昔、男初冠(うひかうぶり)して、平城(なら)の京春日の里に、しるよしして、狩にいにけり。その里に、いとなまめいたる女はらから住みにけり。この男かいまみてけり。おもほえずふるさとにいとはしたなくてありければ、心地まどひにけり。男の着たりける狩衣(かりぎぬ)の裾(すそ)を切りて、歌を書きてやる。その男、しのぶ摺(ずり)の狩衣をなむ着たりける。

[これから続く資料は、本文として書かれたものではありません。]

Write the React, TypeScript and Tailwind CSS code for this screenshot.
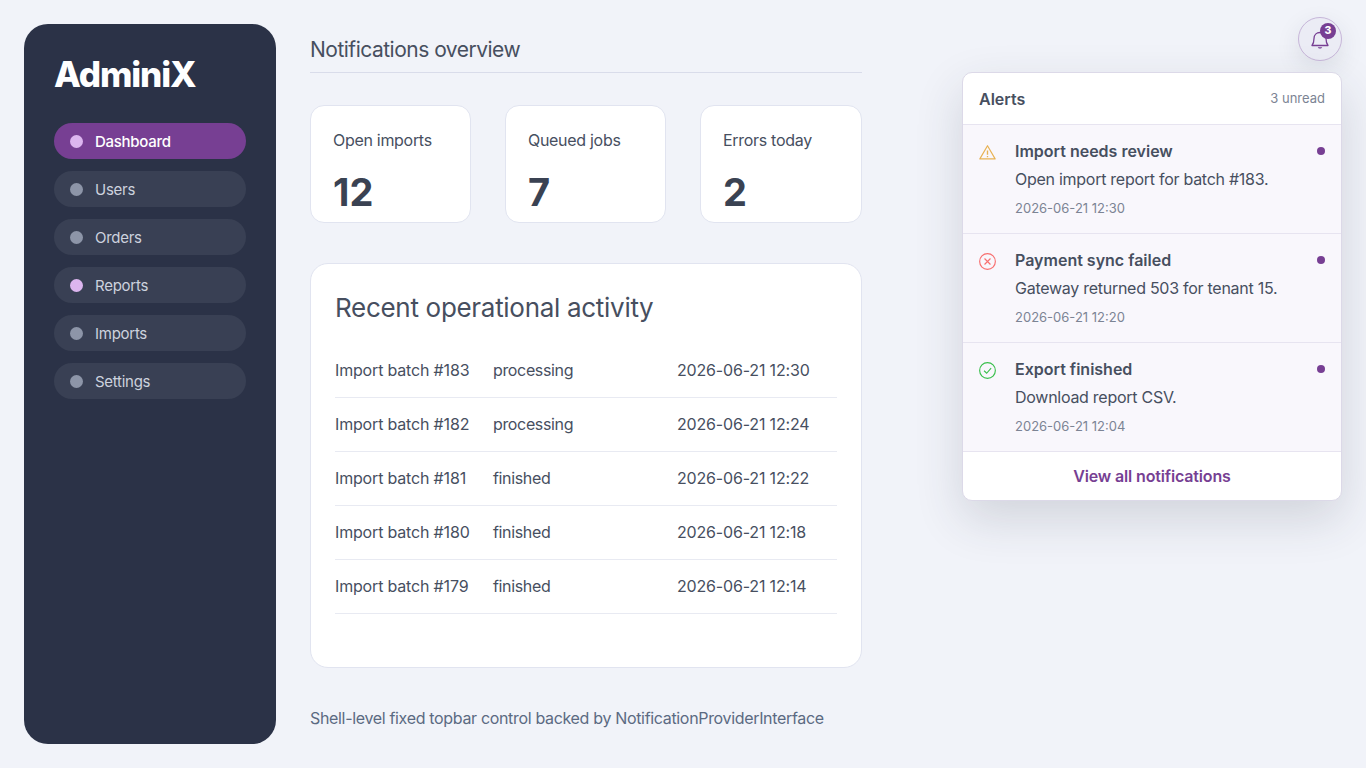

春日野の若紫のすり衣(ごろも)しのぶのみだれかぎり知られず
となむおひつきていひやりける。ついでおもしろきことともや思ひけむ。
【現代語訳】
昔、ある男が元服して、奈良の都の春日の里に領地がある関係で、狩りに出かけた。その里に、たいそう優美な姉妹が住んでいた。男は、この女性たちを物のすき間から覗き見した。思いがけずも、荒れ果てた旧都に似つかわしくない美しいようすだったので、男の心は乱れた。男は、着ていた狩装束の裾を切って、それに歌を書いて贈った。男は、しのぶずりの狩衣を着ていた。
<春日野の若紫草で染めたすり衣の模様のように、私の忍ぶ恋心の乱れは、限りも知れないほどです。>
と、すぐに詠んで贈った。その場にかなった趣深いことと思ったからであろうか。